◆ THE PROBLEM:
Reproduce the entries exactly.
---------- DATASET EXTRACT
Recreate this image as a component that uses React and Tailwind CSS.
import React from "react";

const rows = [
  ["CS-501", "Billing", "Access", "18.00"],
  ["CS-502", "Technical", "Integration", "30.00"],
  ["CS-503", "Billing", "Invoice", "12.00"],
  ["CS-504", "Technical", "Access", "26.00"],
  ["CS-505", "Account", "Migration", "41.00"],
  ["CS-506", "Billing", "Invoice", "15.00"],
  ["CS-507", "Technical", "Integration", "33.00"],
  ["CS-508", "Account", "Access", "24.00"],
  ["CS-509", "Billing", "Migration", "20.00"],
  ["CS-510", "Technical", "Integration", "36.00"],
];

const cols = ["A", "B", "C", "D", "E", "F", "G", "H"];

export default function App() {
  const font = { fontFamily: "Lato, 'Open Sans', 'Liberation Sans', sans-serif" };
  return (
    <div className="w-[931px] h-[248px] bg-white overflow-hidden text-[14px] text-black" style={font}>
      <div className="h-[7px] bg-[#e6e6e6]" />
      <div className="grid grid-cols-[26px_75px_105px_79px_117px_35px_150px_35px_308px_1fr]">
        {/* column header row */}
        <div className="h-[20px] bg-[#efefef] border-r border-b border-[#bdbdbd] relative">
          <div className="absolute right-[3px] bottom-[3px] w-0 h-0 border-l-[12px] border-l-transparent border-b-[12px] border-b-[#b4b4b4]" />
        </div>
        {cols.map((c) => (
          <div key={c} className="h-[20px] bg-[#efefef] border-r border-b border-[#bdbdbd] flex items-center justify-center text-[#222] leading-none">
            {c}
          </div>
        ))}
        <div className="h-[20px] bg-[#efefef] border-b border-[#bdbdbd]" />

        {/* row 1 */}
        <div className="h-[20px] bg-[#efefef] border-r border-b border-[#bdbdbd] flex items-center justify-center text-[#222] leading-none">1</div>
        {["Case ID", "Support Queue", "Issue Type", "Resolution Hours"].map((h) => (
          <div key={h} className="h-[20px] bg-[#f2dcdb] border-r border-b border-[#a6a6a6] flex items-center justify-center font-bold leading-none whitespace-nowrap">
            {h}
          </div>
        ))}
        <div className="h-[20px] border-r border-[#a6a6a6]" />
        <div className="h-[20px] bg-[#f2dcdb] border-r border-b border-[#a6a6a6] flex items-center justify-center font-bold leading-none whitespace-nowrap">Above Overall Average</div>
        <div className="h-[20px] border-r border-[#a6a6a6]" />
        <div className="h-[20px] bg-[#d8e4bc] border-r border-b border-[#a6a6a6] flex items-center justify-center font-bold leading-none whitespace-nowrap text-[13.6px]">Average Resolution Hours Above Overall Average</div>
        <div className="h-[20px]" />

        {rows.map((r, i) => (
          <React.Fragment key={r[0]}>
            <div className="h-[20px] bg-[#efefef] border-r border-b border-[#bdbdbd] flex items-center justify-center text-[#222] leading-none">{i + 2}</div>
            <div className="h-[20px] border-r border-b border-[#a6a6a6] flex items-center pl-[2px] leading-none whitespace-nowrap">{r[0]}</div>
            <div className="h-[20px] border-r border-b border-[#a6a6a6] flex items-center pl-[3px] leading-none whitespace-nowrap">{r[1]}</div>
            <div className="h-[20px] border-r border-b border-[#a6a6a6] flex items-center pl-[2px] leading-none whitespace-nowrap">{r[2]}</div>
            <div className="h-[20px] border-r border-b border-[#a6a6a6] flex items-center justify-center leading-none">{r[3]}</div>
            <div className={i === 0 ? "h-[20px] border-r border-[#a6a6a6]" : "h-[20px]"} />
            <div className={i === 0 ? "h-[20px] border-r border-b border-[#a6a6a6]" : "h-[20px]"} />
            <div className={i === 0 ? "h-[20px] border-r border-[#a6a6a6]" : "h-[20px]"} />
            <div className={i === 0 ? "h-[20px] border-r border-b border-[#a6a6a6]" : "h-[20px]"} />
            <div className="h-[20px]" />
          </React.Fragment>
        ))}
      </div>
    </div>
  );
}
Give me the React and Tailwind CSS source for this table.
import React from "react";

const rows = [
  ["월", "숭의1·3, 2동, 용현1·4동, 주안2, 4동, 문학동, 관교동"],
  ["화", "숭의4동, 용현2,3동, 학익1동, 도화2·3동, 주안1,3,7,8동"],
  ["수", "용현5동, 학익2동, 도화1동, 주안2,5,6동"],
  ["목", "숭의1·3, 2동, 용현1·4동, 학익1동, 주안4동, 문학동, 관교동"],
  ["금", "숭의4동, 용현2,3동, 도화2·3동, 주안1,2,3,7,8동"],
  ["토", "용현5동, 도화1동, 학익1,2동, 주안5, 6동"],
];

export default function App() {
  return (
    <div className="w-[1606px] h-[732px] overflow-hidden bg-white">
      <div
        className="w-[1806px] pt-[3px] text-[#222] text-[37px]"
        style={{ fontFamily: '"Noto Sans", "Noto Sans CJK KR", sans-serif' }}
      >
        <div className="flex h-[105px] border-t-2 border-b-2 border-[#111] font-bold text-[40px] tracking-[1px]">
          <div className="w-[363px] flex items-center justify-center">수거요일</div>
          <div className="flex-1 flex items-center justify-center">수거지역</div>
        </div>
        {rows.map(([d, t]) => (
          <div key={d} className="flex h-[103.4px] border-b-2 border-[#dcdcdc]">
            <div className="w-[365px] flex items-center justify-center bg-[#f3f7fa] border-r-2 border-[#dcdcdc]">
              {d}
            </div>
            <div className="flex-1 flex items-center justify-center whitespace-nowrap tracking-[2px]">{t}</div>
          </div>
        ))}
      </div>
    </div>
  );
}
--------------------
◆ ANSWER TO THIS EXERCISE:
Recreate this image as a component that uses React and Tailwind CSS.
import React from "react";

const rows = [
  ["CS-501", "Billing", "Access", "18.00"],
  ["CS-502", "Technical", "Integration", "30.00"],
  ["CS-503", "Billing", "Invoice", "12.00"],
  ["CS-504", "Technical", "Access", "26.00"],
  ["CS-505", "Account", "Migration", "41.00"],
  ["CS-506", "Billing", "Invoice", "15.00"],
  ["CS-507", "Technical", "Integration", "33.00"],
  ["CS-508", "Account", "Access", "24.00"],
  ["CS-509", "Billing", "Migration", "20.00"],
  ["CS-510", "Technical", "Integration", "36.00"],
];

const cols = ["A", "B", "C", "D", "E", "F", "G", "H"];

export default function App() {
  const font = { fontFamily: "Lato, 'Open Sans', 'Liberation Sans', sans-serif" };
  return (
    <div className="w-[931px] h-[248px] bg-white overflow-hidden text-[14px] text-black" style={font}>
      <div className="h-[7px] bg-[#e6e6e6]" />
      <div className="grid grid-cols-[26px_75px_105px_79px_117px_35px_150px_35px_308px_1fr]">
        {/* column header row */}
        <div className="h-[20px] bg-[#efefef] border-r border-b border-[#bdbdbd] relative">
          <div className="absolute right-[3px] bottom-[3px] w-0 h-0 border-l-[12px] border-l-transparent border-b-[12px] border-b-[#b4b4b4]" />
        </div>
        {cols.map((c) => (
          <div key={c} className="h-[20px] bg-[#efefef] border-r border-b border-[#bdbdbd] flex items-center justify-center text-[#222] leading-none">
            {c}
          </div>
        ))}
        <div className="h-[20px] bg-[#efefef] border-b border-[#bdbdbd]" />

        {/* row 1 */}
        <div className="h-[20px] bg-[#efefef] border-r border-b border-[#bdbdbd] flex items-center justify-center text-[#222] leading-none">1</div>
        {["Case ID", "Support Queue", "Issue Type", "Resolution Hours"].map((h) => (
          <div key={h} className="h-[20px] bg-[#f2dcdb] border-r border-b border-[#a6a6a6] flex items-center justify-center font-bold leading-none whitespace-nowrap">
            {h}
          </div>
        ))}
        <div className="h-[20px] border-r border-[#a6a6a6]" />
        <div className="h-[20px] bg-[#f2dcdb] border-r border-b border-[#a6a6a6] flex items-center justify-center font-bold leading-none whitespace-nowrap">Above Overall Average</div>
        <div className="h-[20px] border-r border-[#a6a6a6]" />
        <div className="h-[20px] bg-[#d8e4bc] border-r border-b border-[#a6a6a6] flex items-center justify-center font-bold leading-none whitespace-nowrap text-[13.6px]">Average Resolution Hours Above Overall Average</div>
        <div className="h-[20px]" />

        {rows.map((r, i) => (
          <React.Fragment key={r[0]}>
            <div className="h-[20px] bg-[#efefef] border-r border-b border-[#bdbdbd] flex items-center justify-center text-[#222] leading-none">{i + 2}</div>
            <div className="h-[20px] border-r border-b border-[#a6a6a6] flex items-center pl-[2px] leading-none whitespace-nowrap">{r[0]}</div>
            <div className="h-[20px] border-r border-b border-[#a6a6a6] flex items-center pl-[3px] leading-none whitespace-nowrap">{r[1]}</div>
            <div className="h-[20px] border-r border-b border-[#a6a6a6] flex items-center pl-[2px] leading-none whitespace-nowrap">{r[2]}</div>
            <div className="h-[20px] border-r border-b border-[#a6a6a6] flex items-center justify-center leading-none">{r[3]}</div>
            <div className={i === 0 ? "h-[20px] border-r border-[#a6a6a6]" : "h-[20px]"} />
            <div className={i === 0 ? "h-[20px] border-r border-b border-[#a6a6a6]" : "h-[20px]"} />
            <div className={i === 0 ? "h-[20px] border-r border-[#a6a6a6]" : "h-[20px]"} />
            <div className={i === 0 ? "h-[20px] border-r border-b border-[#a6a6a6]" : "h-[20px]"} />
            <div className="h-[20px]" />
          </React.Fragment>
        ))}
      </div>
    </div>
  );
}
Give me the React and Tailwind CSS source for this table.
import React from "react";

const rows = [
  ["월", "숭의1·3, 2동, 용현1·4동, 주안2, 4동, 문학동, 관교동"],
  ["화", "숭의4동, 용현2,3동, 학익1동, 도화2·3동, 주안1,3,7,8동"],
  ["수", "용현5동, 학익2동, 도화1동, 주안2,5,6동"],
  ["목", "숭의1·3, 2동, 용현1·4동, 학익1동, 주안4동, 문학동, 관교동"],
  ["금", "숭의4동, 용현2,3동, 도화2·3동, 주안1,2,3,7,8동"],
  ["토", "용현5동, 도화1동, 학익1,2동, 주안5, 6동"],
];

export default function App() {
  return (
    <div className="w-[1606px] h-[732px] overflow-hidden bg-white">
      <div
        className="w-[1806px] pt-[3px] text-[#222] text-[37px]"
        style={{ fontFamily: '"Noto Sans", "Noto Sans CJK KR", sans-serif' }}
      >
        <div className="flex h-[105px] border-t-2 border-b-2 border-[#111] font-bold text-[40px] tracking-[1px]">
          <div className="w-[363px] flex items-center justify-center">수거요일</div>
          <div className="flex-1 flex items-center justify-center">수거지역</div>
        </div>
        {rows.map(([d, t]) => (
          <div key={d} className="flex h-[103.4px] border-b-2 border-[#dcdcdc]">
            <div className="w-[365px] flex items-center justify-center bg-[#f3f7fa] border-r-2 border-[#dcdcdc]">
              {d}
            </div>
            <div className="flex-1 flex items-center justify-center whitespace-nowrap tracking-[2px]">{t}</div>
          </div>
        ))}
      </div>
    </div>
  );
}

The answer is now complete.